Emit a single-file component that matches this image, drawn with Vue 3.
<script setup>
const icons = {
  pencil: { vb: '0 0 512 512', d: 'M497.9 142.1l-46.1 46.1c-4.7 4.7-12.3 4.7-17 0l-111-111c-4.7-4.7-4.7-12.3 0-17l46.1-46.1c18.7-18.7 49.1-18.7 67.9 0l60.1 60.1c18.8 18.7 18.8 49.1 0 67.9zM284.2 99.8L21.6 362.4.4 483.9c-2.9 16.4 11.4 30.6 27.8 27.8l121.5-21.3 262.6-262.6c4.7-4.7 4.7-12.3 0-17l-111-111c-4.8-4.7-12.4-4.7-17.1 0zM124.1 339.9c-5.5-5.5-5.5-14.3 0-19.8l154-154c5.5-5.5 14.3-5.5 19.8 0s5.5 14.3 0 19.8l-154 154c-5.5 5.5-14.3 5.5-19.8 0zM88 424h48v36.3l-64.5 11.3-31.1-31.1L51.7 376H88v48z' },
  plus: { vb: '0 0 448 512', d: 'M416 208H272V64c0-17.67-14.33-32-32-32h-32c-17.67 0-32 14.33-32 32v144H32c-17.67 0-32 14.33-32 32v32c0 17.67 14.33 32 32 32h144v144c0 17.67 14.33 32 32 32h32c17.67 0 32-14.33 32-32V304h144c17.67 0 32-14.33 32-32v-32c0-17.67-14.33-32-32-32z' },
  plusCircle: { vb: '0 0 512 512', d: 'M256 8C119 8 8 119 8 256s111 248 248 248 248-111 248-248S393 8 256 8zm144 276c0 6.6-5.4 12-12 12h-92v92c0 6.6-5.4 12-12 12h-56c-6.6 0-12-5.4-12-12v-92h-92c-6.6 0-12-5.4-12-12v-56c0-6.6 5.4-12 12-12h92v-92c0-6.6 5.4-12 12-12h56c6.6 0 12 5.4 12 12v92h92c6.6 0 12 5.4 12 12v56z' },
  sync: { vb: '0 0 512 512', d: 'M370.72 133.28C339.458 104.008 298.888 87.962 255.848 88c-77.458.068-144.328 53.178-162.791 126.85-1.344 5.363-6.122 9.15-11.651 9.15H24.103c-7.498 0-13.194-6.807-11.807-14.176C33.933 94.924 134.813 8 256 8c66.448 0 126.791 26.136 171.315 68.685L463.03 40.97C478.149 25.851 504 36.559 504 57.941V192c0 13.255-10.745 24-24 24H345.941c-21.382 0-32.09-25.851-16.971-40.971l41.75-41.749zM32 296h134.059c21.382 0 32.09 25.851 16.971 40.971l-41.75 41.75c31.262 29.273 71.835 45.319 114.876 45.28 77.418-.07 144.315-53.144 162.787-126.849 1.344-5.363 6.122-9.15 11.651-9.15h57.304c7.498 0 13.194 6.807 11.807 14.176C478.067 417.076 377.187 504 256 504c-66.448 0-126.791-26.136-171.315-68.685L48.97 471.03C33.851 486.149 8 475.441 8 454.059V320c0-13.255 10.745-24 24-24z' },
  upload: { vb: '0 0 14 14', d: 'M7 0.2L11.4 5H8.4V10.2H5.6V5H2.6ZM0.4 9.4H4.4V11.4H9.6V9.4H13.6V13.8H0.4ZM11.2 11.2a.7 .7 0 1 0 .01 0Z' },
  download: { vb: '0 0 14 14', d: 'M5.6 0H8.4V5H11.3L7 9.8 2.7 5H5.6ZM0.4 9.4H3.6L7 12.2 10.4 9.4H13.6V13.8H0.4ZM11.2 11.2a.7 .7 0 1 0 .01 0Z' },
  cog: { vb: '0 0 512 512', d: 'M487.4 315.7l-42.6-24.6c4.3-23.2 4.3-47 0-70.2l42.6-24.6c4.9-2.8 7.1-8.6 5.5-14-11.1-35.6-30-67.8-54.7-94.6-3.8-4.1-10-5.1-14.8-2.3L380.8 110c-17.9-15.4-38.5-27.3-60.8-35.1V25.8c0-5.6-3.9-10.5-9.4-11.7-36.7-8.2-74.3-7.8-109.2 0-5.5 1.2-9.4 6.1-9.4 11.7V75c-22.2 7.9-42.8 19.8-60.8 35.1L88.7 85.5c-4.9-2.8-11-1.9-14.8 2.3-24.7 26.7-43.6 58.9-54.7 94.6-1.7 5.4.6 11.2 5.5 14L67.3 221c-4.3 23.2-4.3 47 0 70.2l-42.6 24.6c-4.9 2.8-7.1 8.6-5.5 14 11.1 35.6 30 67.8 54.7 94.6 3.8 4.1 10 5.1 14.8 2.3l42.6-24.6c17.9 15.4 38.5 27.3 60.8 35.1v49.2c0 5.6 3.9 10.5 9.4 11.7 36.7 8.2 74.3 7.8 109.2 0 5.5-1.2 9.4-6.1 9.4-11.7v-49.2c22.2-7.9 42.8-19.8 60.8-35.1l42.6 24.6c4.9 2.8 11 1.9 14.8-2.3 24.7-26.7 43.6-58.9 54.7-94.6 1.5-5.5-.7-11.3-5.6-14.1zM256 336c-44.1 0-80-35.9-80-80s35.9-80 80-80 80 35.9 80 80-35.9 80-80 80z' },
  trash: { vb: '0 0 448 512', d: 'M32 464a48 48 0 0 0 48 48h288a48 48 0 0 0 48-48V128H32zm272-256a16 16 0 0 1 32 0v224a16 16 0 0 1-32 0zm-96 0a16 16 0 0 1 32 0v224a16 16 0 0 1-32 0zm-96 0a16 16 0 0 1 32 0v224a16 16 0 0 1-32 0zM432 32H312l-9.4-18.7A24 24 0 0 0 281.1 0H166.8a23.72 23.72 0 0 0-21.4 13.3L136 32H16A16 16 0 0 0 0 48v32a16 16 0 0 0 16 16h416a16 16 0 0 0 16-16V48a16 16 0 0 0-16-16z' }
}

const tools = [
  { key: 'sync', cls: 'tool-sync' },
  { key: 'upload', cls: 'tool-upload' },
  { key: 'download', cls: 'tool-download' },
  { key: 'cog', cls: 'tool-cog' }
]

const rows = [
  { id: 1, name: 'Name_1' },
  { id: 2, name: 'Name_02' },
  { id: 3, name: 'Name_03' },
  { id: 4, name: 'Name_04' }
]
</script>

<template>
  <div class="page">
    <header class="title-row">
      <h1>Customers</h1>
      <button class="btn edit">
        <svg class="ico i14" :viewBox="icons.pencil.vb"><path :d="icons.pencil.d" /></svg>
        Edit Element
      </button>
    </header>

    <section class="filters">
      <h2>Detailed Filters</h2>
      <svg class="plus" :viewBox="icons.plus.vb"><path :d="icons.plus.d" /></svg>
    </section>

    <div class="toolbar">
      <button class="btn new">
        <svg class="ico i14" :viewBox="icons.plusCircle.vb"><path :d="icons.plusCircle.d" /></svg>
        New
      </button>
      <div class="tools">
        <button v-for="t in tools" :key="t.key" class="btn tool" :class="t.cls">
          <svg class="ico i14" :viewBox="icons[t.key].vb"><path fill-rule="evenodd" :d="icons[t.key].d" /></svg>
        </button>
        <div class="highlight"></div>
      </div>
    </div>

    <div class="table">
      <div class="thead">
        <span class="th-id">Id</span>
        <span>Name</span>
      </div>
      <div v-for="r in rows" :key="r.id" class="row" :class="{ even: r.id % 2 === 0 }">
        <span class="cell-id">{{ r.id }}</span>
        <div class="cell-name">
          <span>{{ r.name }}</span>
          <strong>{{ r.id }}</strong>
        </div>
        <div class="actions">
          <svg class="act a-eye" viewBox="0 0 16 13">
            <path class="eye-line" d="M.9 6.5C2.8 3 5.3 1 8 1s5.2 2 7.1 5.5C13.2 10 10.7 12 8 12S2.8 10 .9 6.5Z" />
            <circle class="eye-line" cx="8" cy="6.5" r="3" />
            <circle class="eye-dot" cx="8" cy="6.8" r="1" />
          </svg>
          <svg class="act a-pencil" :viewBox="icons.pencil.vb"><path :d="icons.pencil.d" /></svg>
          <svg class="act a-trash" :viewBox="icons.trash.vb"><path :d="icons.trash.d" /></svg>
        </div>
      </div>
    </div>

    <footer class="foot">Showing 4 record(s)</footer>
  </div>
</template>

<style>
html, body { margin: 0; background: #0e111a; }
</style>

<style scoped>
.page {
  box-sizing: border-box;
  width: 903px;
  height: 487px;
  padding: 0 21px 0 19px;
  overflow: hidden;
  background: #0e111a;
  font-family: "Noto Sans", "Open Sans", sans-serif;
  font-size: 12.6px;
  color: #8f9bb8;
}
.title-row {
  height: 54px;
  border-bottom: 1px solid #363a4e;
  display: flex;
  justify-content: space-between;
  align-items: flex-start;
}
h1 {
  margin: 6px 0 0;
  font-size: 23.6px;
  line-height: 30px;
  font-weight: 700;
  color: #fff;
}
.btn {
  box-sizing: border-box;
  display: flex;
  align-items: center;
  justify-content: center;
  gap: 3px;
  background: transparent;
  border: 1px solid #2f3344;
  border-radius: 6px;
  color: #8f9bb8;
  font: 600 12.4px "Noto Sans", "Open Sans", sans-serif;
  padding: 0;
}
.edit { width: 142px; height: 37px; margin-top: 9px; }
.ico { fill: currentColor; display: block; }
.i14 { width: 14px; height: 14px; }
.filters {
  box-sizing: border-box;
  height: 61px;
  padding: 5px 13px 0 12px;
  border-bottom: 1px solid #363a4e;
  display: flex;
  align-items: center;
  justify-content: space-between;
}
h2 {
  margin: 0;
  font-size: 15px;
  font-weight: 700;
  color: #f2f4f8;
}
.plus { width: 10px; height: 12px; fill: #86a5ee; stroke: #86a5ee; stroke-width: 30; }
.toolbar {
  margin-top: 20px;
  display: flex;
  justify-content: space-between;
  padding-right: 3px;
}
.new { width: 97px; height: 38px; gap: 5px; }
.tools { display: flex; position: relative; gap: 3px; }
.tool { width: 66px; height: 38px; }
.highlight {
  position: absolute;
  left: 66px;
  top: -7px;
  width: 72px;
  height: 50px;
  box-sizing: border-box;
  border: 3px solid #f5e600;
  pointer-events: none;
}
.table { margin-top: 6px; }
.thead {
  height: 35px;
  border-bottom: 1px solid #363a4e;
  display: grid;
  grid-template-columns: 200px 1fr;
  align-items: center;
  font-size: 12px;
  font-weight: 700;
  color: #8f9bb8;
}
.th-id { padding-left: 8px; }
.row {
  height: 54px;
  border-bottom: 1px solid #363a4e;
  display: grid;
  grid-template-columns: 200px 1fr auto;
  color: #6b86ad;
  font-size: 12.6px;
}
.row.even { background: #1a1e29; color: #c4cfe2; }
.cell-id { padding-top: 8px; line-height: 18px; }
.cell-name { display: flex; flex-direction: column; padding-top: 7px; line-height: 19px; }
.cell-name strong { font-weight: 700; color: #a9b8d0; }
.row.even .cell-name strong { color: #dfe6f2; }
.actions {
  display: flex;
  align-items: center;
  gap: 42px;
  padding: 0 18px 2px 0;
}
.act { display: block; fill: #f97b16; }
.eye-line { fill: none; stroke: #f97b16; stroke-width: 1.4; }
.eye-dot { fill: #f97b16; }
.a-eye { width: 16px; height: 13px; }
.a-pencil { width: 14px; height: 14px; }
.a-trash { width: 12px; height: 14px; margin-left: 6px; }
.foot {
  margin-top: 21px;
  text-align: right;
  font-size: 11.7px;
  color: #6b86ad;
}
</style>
...
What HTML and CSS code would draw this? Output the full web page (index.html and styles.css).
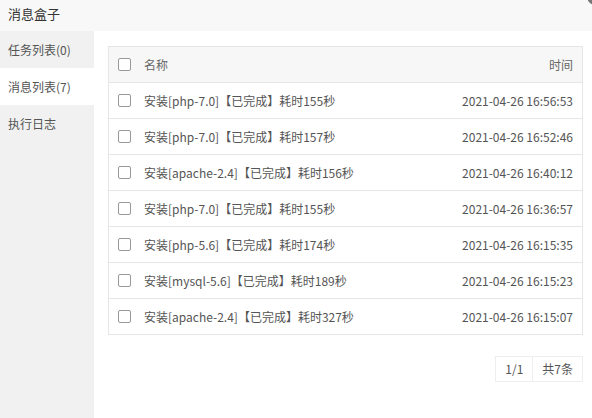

§ **Task brief**
For each line in the data above that contains the string "page", extract the line.

§ **Finished task**
  <div class="page">
.page {
What HTML and CSS code would draw this? Output the full web page (index.html and styles.css).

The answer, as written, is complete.